▶ [Data extract]:
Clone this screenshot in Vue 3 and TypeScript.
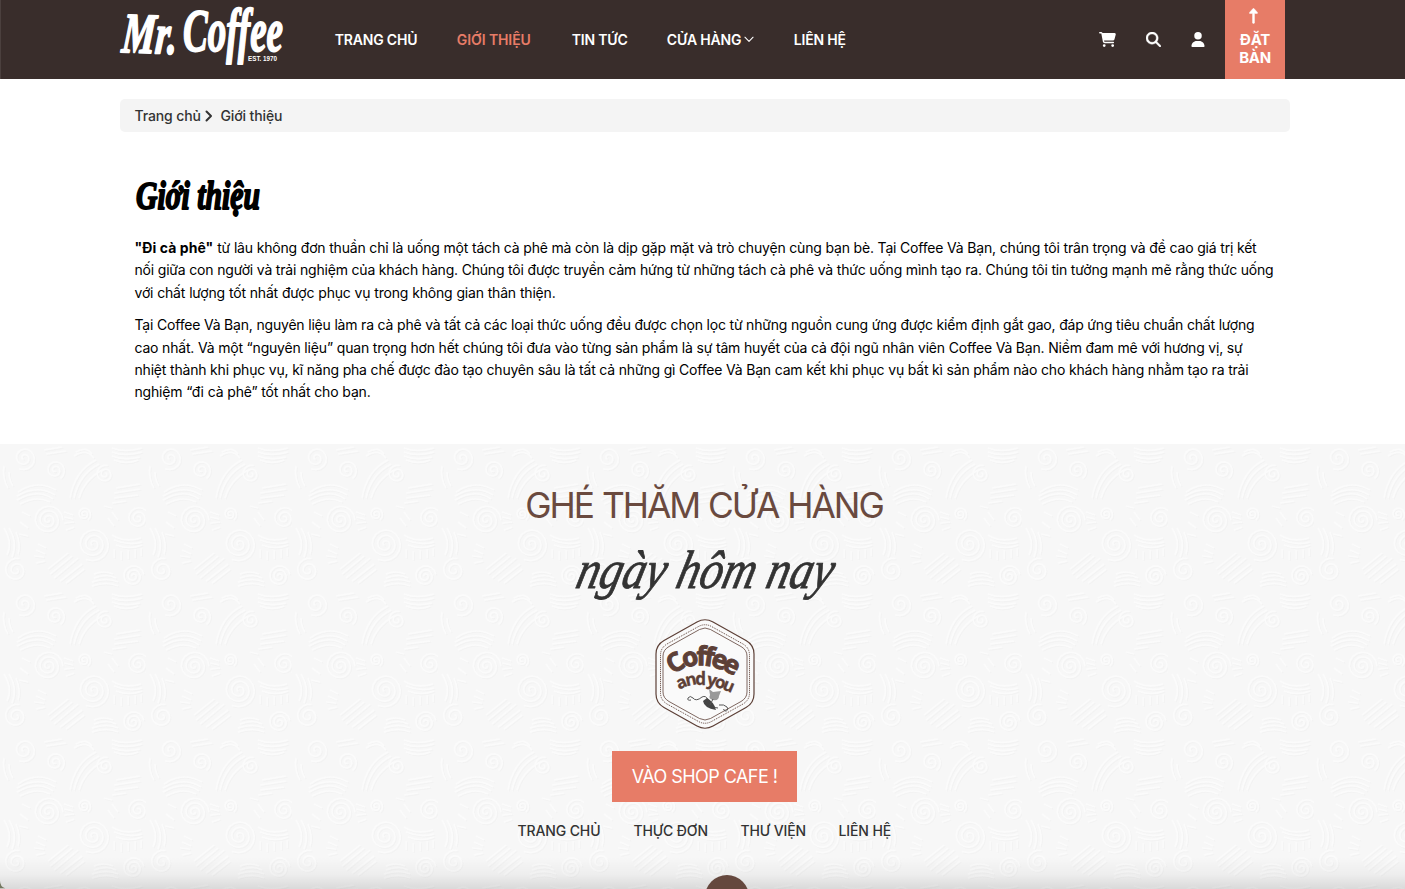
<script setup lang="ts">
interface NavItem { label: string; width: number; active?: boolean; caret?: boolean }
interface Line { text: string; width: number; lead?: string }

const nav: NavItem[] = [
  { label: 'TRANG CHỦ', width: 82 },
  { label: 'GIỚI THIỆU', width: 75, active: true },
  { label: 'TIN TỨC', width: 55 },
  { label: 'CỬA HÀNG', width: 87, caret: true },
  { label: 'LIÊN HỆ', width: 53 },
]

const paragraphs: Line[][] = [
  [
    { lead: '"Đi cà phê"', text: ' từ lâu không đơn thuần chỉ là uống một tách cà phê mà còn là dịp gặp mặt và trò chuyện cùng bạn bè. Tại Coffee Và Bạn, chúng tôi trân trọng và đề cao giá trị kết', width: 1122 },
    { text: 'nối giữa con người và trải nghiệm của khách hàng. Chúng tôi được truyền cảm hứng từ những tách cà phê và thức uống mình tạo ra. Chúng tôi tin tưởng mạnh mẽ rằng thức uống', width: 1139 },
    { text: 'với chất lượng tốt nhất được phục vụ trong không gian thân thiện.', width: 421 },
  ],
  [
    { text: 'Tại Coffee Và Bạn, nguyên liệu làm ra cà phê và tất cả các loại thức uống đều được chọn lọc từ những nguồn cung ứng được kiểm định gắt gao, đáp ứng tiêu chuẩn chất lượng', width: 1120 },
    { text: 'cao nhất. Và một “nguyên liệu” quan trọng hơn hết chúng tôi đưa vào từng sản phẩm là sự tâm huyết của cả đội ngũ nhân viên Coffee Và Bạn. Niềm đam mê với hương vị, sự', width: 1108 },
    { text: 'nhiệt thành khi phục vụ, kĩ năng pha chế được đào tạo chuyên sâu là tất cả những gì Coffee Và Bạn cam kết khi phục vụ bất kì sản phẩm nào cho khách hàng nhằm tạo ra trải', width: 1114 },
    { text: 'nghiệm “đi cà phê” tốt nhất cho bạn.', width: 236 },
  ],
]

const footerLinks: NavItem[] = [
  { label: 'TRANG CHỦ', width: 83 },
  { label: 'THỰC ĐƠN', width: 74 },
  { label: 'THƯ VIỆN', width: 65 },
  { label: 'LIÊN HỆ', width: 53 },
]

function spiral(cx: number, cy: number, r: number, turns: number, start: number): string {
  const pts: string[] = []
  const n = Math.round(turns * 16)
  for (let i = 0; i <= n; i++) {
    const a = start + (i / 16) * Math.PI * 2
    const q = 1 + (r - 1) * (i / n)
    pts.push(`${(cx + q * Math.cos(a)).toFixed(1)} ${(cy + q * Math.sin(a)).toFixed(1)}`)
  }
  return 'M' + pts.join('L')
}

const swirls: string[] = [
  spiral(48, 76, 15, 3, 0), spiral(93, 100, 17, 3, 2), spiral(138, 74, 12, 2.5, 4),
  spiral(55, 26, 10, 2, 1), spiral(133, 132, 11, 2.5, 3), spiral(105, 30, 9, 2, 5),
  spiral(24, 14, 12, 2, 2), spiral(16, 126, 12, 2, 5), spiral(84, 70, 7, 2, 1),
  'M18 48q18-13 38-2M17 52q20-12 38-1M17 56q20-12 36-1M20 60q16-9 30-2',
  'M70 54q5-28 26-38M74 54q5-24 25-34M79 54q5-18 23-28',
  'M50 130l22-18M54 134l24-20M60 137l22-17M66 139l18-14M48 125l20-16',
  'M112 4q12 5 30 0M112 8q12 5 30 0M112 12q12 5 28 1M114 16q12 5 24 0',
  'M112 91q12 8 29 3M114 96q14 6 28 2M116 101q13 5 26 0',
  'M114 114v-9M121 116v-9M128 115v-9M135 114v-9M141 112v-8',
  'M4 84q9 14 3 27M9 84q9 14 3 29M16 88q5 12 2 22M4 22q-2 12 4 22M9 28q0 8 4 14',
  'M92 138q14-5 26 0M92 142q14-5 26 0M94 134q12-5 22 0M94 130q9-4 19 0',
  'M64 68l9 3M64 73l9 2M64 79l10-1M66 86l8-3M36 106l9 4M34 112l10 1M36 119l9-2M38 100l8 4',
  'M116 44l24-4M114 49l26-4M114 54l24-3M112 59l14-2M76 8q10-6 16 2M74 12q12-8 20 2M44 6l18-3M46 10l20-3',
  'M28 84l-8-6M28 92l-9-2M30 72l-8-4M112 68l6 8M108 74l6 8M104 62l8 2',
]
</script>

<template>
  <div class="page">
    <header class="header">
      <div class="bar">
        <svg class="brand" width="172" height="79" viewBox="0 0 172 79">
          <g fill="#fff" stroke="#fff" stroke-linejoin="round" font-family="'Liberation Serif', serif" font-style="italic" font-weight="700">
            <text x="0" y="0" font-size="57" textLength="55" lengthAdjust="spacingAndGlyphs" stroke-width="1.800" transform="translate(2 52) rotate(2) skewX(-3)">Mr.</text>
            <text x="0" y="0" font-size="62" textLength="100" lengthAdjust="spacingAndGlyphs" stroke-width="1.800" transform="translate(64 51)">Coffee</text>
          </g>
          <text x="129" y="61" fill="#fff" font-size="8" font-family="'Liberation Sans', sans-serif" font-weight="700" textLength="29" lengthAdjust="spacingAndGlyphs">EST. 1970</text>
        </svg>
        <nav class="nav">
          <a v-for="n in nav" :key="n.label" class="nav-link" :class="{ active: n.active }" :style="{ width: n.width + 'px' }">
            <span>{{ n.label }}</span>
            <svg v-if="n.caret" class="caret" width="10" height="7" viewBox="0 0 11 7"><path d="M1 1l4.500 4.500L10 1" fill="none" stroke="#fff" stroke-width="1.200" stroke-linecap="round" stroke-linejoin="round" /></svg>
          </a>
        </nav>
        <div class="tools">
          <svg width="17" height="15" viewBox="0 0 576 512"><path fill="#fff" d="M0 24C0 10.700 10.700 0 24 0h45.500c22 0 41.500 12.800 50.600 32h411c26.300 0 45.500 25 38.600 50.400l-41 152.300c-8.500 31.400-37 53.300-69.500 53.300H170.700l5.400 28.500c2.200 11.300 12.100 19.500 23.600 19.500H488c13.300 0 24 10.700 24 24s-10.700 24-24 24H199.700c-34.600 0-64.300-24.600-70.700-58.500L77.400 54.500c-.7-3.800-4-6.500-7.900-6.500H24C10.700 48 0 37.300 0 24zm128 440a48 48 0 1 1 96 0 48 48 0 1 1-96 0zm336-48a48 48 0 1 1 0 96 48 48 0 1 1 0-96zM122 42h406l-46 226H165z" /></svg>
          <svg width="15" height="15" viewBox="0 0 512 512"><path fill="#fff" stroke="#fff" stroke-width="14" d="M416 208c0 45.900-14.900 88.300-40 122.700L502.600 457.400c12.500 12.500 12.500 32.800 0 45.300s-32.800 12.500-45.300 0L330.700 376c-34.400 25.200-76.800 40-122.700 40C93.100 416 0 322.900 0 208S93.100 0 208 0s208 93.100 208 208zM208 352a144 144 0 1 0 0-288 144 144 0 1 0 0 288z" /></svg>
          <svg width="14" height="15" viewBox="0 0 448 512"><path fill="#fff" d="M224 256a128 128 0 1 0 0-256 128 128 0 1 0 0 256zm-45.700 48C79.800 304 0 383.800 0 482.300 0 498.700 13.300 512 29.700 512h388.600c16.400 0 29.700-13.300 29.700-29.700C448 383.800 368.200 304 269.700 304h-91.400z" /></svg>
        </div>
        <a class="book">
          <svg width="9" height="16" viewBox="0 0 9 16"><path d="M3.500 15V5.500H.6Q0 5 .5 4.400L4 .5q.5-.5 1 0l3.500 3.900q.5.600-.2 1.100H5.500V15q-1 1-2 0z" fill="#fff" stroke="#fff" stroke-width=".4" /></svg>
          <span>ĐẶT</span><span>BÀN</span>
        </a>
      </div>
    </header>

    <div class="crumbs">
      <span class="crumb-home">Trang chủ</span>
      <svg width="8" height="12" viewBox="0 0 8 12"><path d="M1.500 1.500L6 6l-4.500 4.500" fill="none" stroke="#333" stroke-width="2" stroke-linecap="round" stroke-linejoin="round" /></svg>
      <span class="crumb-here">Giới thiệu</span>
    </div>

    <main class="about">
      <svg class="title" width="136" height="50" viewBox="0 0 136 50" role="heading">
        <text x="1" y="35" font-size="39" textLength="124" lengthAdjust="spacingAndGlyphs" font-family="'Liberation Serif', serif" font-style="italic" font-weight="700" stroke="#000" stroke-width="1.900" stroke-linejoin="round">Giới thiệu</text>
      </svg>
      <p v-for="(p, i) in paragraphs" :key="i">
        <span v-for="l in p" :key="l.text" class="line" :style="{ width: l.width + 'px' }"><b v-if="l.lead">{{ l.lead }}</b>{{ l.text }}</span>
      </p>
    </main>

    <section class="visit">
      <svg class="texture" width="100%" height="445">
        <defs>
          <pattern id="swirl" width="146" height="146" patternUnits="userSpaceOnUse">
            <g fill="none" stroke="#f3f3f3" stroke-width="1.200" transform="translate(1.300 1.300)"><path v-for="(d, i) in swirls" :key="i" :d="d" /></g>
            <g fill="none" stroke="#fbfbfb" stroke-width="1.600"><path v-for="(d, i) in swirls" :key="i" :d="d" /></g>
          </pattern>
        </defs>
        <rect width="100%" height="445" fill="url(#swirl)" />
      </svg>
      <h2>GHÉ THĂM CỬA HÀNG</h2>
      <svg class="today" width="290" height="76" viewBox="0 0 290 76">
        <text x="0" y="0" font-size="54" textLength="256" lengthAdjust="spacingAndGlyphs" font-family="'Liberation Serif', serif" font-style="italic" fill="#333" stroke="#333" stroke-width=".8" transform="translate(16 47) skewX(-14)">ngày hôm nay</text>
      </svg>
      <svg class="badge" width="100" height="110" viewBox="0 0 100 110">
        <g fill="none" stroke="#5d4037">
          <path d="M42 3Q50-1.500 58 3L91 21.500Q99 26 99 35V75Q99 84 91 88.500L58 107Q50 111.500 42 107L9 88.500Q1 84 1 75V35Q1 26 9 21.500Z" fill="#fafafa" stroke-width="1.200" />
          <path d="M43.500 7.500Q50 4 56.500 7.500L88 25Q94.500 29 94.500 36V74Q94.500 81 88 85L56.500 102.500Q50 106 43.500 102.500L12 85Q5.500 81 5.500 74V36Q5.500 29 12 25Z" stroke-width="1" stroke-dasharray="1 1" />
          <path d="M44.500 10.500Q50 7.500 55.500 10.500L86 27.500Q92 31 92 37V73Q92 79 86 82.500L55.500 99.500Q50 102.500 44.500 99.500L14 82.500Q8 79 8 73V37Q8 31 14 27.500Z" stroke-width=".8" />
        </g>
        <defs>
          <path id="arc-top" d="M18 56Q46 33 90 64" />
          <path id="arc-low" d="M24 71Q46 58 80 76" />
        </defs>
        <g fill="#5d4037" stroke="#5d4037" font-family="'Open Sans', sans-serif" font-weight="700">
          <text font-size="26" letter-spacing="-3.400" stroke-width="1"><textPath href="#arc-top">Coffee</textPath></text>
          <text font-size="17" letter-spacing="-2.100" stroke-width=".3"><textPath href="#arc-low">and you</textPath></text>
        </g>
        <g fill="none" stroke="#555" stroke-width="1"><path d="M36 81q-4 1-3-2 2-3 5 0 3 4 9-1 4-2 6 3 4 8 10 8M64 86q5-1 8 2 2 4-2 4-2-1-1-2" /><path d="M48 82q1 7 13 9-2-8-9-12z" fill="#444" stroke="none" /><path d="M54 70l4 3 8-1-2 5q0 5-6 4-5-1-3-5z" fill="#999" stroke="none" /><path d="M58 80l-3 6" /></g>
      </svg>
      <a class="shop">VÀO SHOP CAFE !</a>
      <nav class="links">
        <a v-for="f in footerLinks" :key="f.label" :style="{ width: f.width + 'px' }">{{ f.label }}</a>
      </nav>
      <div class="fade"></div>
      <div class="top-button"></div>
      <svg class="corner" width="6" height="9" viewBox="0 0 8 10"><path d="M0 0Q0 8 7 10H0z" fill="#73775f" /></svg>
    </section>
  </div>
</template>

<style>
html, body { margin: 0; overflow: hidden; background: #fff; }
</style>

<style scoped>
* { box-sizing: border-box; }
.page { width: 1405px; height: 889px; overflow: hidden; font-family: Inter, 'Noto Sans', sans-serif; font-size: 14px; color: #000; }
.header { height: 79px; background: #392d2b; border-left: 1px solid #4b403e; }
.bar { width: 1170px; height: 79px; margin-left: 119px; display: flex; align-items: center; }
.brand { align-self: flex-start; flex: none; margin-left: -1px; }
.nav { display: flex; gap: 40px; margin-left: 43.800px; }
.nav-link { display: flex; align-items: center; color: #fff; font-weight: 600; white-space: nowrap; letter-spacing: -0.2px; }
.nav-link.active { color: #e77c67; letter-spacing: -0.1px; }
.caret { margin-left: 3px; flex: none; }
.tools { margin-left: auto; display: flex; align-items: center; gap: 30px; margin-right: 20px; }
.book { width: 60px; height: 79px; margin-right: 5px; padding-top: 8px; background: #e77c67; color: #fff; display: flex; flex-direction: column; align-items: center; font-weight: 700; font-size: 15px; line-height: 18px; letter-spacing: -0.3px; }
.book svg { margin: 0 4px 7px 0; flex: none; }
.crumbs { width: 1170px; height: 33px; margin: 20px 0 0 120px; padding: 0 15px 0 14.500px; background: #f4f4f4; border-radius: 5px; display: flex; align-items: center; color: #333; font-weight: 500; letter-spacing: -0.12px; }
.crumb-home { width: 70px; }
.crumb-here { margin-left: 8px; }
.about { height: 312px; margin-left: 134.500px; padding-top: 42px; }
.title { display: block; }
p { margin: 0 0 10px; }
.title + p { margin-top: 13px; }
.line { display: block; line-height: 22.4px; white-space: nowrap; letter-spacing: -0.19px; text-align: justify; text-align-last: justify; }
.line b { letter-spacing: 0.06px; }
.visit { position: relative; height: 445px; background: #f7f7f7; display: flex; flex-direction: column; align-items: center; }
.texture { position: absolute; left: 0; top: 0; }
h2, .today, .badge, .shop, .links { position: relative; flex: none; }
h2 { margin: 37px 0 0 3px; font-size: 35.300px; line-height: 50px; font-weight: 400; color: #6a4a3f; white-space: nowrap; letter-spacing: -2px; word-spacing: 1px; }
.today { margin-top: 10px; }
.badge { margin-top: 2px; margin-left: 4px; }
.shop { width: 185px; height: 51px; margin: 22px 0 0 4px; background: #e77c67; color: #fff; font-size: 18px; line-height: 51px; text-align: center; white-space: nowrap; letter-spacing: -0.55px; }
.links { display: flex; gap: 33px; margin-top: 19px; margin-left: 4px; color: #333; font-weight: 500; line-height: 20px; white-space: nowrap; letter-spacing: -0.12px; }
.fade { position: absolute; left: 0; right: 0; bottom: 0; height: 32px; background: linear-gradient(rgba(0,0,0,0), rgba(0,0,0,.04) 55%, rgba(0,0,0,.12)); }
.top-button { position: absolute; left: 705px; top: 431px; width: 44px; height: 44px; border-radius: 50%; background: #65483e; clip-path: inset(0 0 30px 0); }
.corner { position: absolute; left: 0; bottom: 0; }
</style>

▶ [Requirements]: Starting with the first line of the data above and ending with the line containing "number; lead?: string", please restate every line exactly, leaving images out.

▶ [Exercise answer]:
Clone this screenshot in Vue 3 and TypeScript.
<script setup lang="ts">
interface NavItem { label: string; width: number; active?: boolean; caret?: boolean }
interface Line { text: string; width: number; lead?: string }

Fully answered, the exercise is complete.